Anak-Anak lebih dari Si Kwee Ceng

0
450

“Assalamualaikum sebelumnya sy minta maaf, kapan sih bu aktif masuk sekolah, soalnya anak tambah males aja klo belajar di rumah,” postingan itu dari ibu dalam grup Whatsaap orang tua siswa SMA.

Adalagi seorang anak TK diajarkan table manner, cara makan di meja makan. Harapannya sang anak dapat tertib di meja makan. Yang terjadi anak mengikuti pelajaran tersebut sambil kaki kirinya diangkat dan nangkring di kursi. Adegan itu luput dari pengamatan guru. Karena yang tampil di layar laptop gurunya hanya sebatas dada siswa.

Itulah postingan orang tua  murid pada sebuah facebook.

Kita boleh berteori tentang shifting cara belajar dan sebagainya, tetapi rupanya butuh waktu menyadarkan siswa bahwa cara belajar telah berubah. Pengalaman 5 bulan terakhir, belum mampu mengubah kebiasaan dalam belajar.

Siswa adalah anak-anak, dengan pola pikirnya. Motivasi belajar harus selalu dihembuskan di hatinya. Begitu tiupan hembusan motivasi redup, maka reduplah semangat belajarnya. Melotot di telepon genggam, di laptop, memencet sekali saja layar dapat berubah dengan game dan tontonan lebih menarik, ketimbang melihat muka gurunya di depan layar.

Konon peran orang tualah yang memberikan sentuhan untuk memotivasi anaknya, selama belajar di rumah. Karena guru telah kehilangan sentuhan dan tidak mampu memonitor berbagai perilaku yang terjadi selama proses belajar mengajar.

Katanya di dunia, banyak siswa sekolah yang kehilangan akses belajar karena berbagai sebab akibat Covid. Sekarang sehari-hari sibuk di rumah bersama orang tuanya.

Apakah dengan adanya Covid 19, para orang tua mampu menjadikan anak menjadi anak orang tuanya, karena nilai (value) yang ditanamkan  sekolah sedikit banyak berkurang dalam proses pendidikan anak dengan cara daring.

Pendidikan adalah proses belajar untuk membuat siswa menjadi “sesuatu”. Unicef mencanangkan empat pilar pendidikan baik untuk masa sekarang maupun masa depan, yakni: (1) learning to Know, (2) learning to do (3) learning to be, dan (4) learning to live together.

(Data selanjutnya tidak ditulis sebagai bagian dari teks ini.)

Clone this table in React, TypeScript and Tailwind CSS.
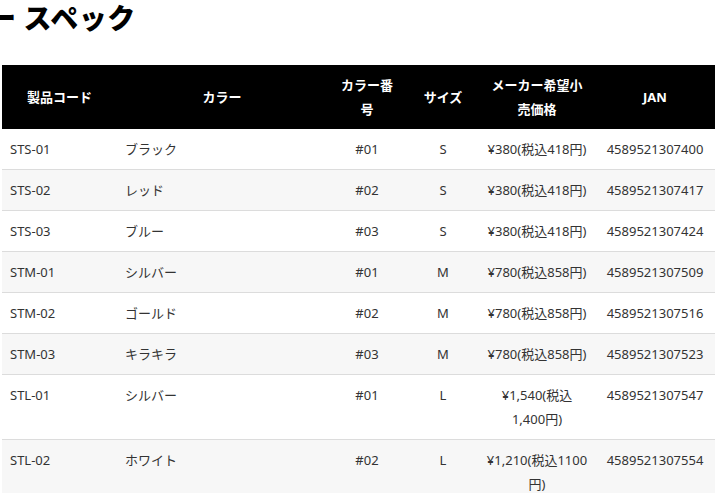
import React from 'react';

const ROWS = [
    { code: 'STS-01', color: 'ブラック', no: '#01', size: 'S', price: ['¥380(税込418円)'], jan: '4589521307400' },
    { code: 'STS-02', color: 'レッド', no: '#02', size: 'S', price: ['¥380(税込418円)'], jan: '4589521307417' },
    { code: 'STS-03', color: 'ブルー', no: '#03', size: 'S', price: ['¥380(税込418円)'], jan: '4589521307424' },
    { code: 'STM-01', color: 'シルバー', no: '#01', size: 'M', price: ['¥780(税込858円)'], jan: '4589521307509' },
    { code: 'STM-02', color: 'ゴールド', no: '#02', size: 'M', price: ['¥780(税込858円)'], jan: '4589521307516' },
    { code: 'STM-03', color: 'キラキラ', no: '#03', size: 'M', price: ['¥780(税込858円)'], jan: '4589521307523' },
    { code: 'STL-01', color: 'シルバー', no: '#01', size: 'L', price: ['¥1,540(税込', '1,400円)'], jan: '4589521307547' },
    { code: 'STL-02', color: 'ホワイト', no: '#02', size: 'L', price: ['¥1,210(税込1100', '円)'], jan: '4589521307554' },
];

const App: React.FC = () => {
    return (
        <div className="w-[717px] h-[493px] overflow-hidden bg-white text-[#333] font-['Noto_Sans','Noto_Sans_CJK_JP',sans-serif]">
            <h2 className="ml-[-12px] text-[28px] leading-[34px] font-black text-black tracking-[0.02em] font-['Noto_Sans_CJK_JP',sans-serif] whitespace-pre">
                ー スペック
            </h2>

            <table className="mt-[31px] ml-[2px] w-[713px] table-fixed border-collapse text-[13px] leading-6">
                <colgroup>
                    <col className="w-[115px]" />
                    <col className="w-[210px]" />
                    <col className="w-[80px]" />
                    <col className="w-[72px]" />
                    <col className="w-[116px]" />
                    <col className="w-[120px]" />
                </colgroup>
                <thead className="bg-black text-white">
                    <tr className="h-[64px]">
                        <th className="px-2 py-2 font-bold">製品コード</th>
                        <th className="px-2 py-2 font-bold">カラー</th>
                        <th className="px-2 py-2 font-bold">カラー番号</th>
                        <th className="px-2 py-2 font-bold">サイズ</th>
                        <th className="px-2 py-2 font-bold">メーカー希望小売価格</th>
                        <th className="px-2 py-2 font-bold">JAN</th>
                    </tr>
                </thead>
                <tbody>
                    {ROWS.map((row, i) => (
                        <tr key={row.code} className={`border-b border-[#dcdcdc] ${i % 2 === 1 ? 'bg-[#f7f7f7]' : 'bg-white'}`}>
                            <td className="px-2 py-2 align-top text-left">{row.code}</td>
                            <td className="px-2 py-2 align-top text-left">{row.color}</td>
                            <td className="px-2 py-2 align-top text-center">{row.no}</td>
                            <td className="px-2 py-2 align-top text-center">{row.size}</td>
                            <td className="px-1 py-2 align-top text-center whitespace-nowrap">
                                {row.price.map(line => <div key={line}>{line}</div>)}
                            </td>
                            <td className="px-2 py-2 align-top text-center">{row.jan}</td>
                        </tr>
                    ))}
                </tbody>
            </table>
        </div>
    );
};

export default App;
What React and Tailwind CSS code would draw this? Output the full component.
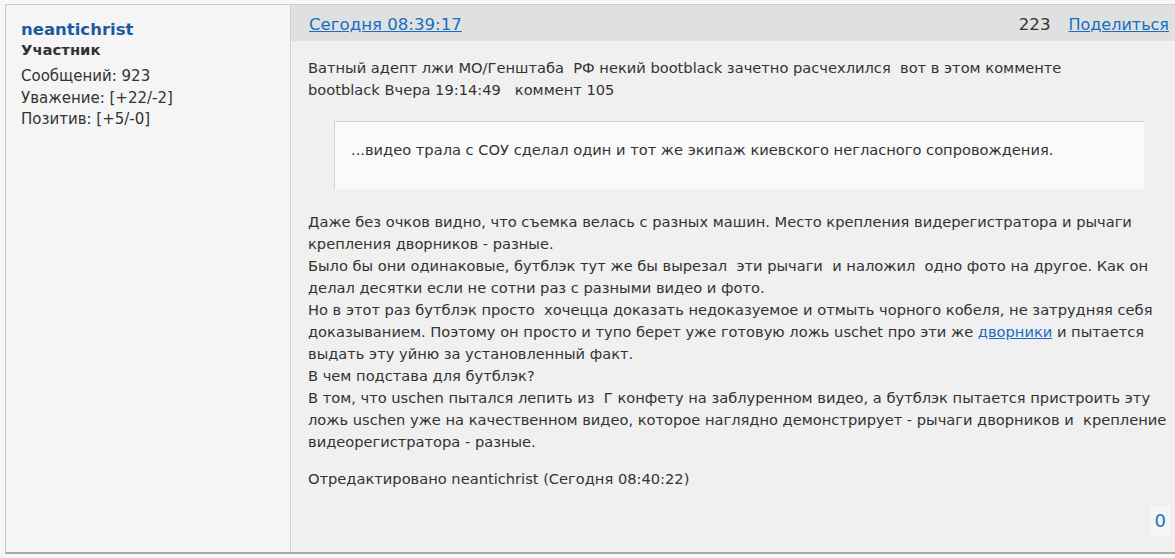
const stats = ["Сообщений: 923", "Уважение: [+22/-2]", "Позитив: [+5/-0]"];

function Author() {
  return (
    <div className="w-[285px] shrink-0 border-r border-[#d0d0d0] bg-[#f5f5f5] px-[15px] pt-[14px]">
      <div className="text-[16.5px] font-bold leading-[21px] text-[#1b5aa0]">neantichrist</div>
      <div className="text-[14.8px] font-bold leading-[20px] text-[#333]">Участник</div>
      <div className="mt-[6px] text-[15px] leading-[21.5px] text-[#333]">
        {stats.map((s) => (
          <div key={s}>{s}</div>
        ))}
      </div>
    </div>
  );
}

function Post() {
  return (
    <div className="flex min-w-0 flex-1 flex-col bg-[#f0f0f0]">
      <div className="flex h-[36px] shrink-0 items-center bg-[#dfe0e0] pl-[18px] pr-[6px] pt-[4px] text-[16.6px]">
        <a href="#" className="text-[#1a6ec0] underline">Сегодня 08:39:17</a>
        <span className="ml-auto text-[#333]">223</span>
        <a href="#" className="ml-[18px] text-[16px] text-[#1a6ec0] underline">Поделиться</a>
      </div>
      <div className="flex min-h-0 flex-1 flex-col whitespace-nowrap px-[17px] pt-[16px] text-[14.65px] leading-[22px] text-[#333]">
        <p>
          Ватный адепт лжи МО/Генштаба&nbsp; РФ некий bootblack зачетно расчехлился&nbsp; вот в этом комменте
          <br />
          bootblack Вчера 19:14:49&nbsp;&nbsp; коммент 105
        </p>
        <blockquote className="ml-[26px] mr-[14px] mt-[20px] h-[68px] shrink-0 border-l border-t border-[#d4d4d4] bg-[#fafafa] px-[16px] pt-[17px]">
          ...видео трала с СОУ сделал один и тот же экипаж киевского негласного сопровождения.
        </blockquote>
        <p className="mt-[22px]">
          Даже без очков видно, что съемка велась с разных машин. Место крепления видерегистратора и рычаги
          <br />
          крепления дворников - разные.
          <br />
          Было бы они одинаковые, бутблэк тут же бы вырезал&nbsp; эти рычаги&nbsp; и наложил&nbsp; одно фото на другое. Как он
          <br />
          делал десятки если не сотни раз с разными видео и фото.
          <br />
          Но в этот раз бутблэк просто&nbsp; хочецца доказать недоказуемое и отмыть чорного кобеля, не затрудняя себя
          <br />
          доказыванием. Поэтому он просто и тупо берет уже готовую ложь uschet про эти же{" "}
          <a href="#" className="text-[#1a6ec0] underline">дворники</a> и пытается
          <br />
          выдать эту уйню за установленный факт.
          <br />В чем подстава для бутблэк?
          <br />
          В том, что uschen пытался лепить из&nbsp; Г конфету на заблуренном видео, а бутблэк пытается пристроить эту
          <br />
          ложь uschen уже на качественном видео, которое наглядно демонстрирует - рычаги дворников и&nbsp; крепление
          <br />
          видеорегистратора - разные.
        </p>
        <p className="mt-[15px]">Отредактировано neantichrist (Сегодня 08:40:22)</p>
        <div className="mt-[16px] flex justify-end">
          <span className="-mr-[13px] bg-[#f5f5f5] px-[5px] text-[18px] leading-[30px] text-[#1a6ec0]">0</span>
        </div>
      </div>
    </div>
  );
}

export default function App() {
  return (
    <div className="h-[558px] w-[1175px] overflow-hidden bg-[#f7f7f7] font-['DejaVu_Sans',sans-serif]">
      <div className="ml-[5px] mt-[4px] flex h-[550px] w-[1170px] border-b-2 border-l border-t border-b-[#aaaaaa] border-l-[#c8c8c8] border-t-[#cccccc]">
        <Author />
        <Post />
      </div>
    </div>
  );
}
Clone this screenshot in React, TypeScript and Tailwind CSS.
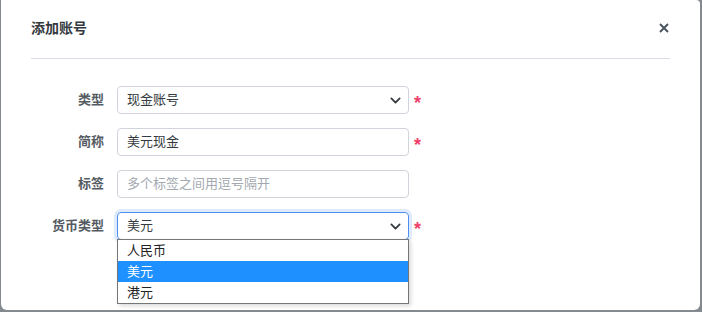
import React from 'react';

const font = { fontFamily: '"Liberation Sans", "Noto Sans CJK SC", sans-serif' };

function Chevron() {
  return (
    <svg className="w-[11px] h-[11px] text-[#343a40]" viewBox="0 0 16 16" fill="none" stroke="currentColor">
      <path d="M2 5l6 6 6-6" strokeWidth={2.6} strokeLinecap="round" strokeLinejoin="round" />
    </svg>
  );
}

function Row({ label, children, required }: { label: string; children: React.ReactNode; required?: boolean }) {
  return (
    <div className="flex items-center h-[28px]">
      <div className="w-[73px] text-right text-[13px] font-bold text-[#555b63]">{label}</div>
      <div className="ml-[13px] w-[292px] relative">{children}</div>
      <div className="ml-[5px] w-[10px] text-[#f0406a] text-[18px] font-bold leading-none pt-[6px]">
        {required ? '*' : ''}
      </div>
    </div>
  );
}

export default function App() {
  return (
    <div className="w-[702px] h-[312px] bg-[#858a90] overflow-hidden" style={font}>
      <div className="ml-[1px] mr-[2px] h-[310px] bg-white rounded-b-[6px] rounded-tr-[4px]">
        {/* 标题 */}
        <div className="mx-[30px] h-[59px] flex items-center justify-between border-b border-[#dcdbe8]">
          <span className="text-[14px] font-bold text-[#343a40] -mt-[2px]">添加账号</span>
          <svg className="w-[10px] h-[10px] mr-[1px] -mt-[2px]" viewBox="0 0 10 10" stroke="#4b5560" strokeWidth={2}>
            <path d="M1 1l8 8M9 1l-8 8" />
          </svg>
        </div>

        {/* 表单 */}
        <div className="pl-[30px] pt-[27px] flex flex-col gap-[14px]">
          <Row label="类型" required>
            <div className="h-[28px] rounded-[4px] border border-[#d1d4dd] flex items-center justify-between pl-[9px] pr-[7px] text-[13px] text-[#343a40]">
              <span>现金账号</span>
              <Chevron />
            </div>
          </Row>
          <Row label="简称" required>
            <div className="h-[28px] rounded-[4px] border border-[#d1d4dd] flex items-center pl-[9px] text-[13px] text-[#343a40]">
              美元现金
            </div>
          </Row>
          <Row label="标签">
            <div className="h-[28px] rounded-[4px] border border-[#d1d4dd] flex items-center pl-[9px] text-[13px] text-[#a3a8b0]">
              多个标签之间用逗号隔开
            </div>
          </Row>
          <Row label="货币类型" required>
            <div className="h-[28px] rounded-[4px] border border-[#4d8ef0] shadow-[0_0_0_3px_rgba(80,140,240,0.18)] flex items-center justify-between pl-[9px] pr-[7px] text-[13px] text-[#343a40]">
              <span>美元</span>
              <Chevron />
            </div>
            <div className="absolute left-0 top-[27px] w-[292px] bg-white border border-[#767676] text-[13px] text-[#222] shadow-[2px_2px_4px_rgba(0,0,0,0.15)]">
              <div className="h-[21px] flex items-center pl-[9px]">人民币</div>
              <div className="h-[21px] flex items-center pl-[9px] bg-[#1e90ff] text-white">美元</div>
              <div className="h-[21px] flex items-center pl-[9px]">港元</div>
            </div>
          </Row>
        </div>
      </div>
    </div>
  );
}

Pemikirannya dahulu belajar secara normal di sekolahan.

Saya tidak tahu ke depan akan terus begini, belajar secara daring atau akan kembali dengan cara “tradisional” tatap muka guru dan murid dalam sebuah kelas.

Saya teringat buku fiksi cerita silat saduran Kho Ping Ho, di mana seorang pemuda yang diangap bodoh namun baik hati, jatuh ke dalam gua. Dan menemukan buku kuno jurus silat sakti dan sang pemuda mampu belajar mandiri, menjadi pendekar sakti dan tersohor. Belajar tanpa guru. Dia adalah si Kwee Ceng, sang pendekar Burung Rajawali.

Semoga anak anak kita dapat menjadi lebih sakti lagi karena belajarnya berbasis internet, ketimbang si Kwee Ceng yang hanya belajar dari kitab tua.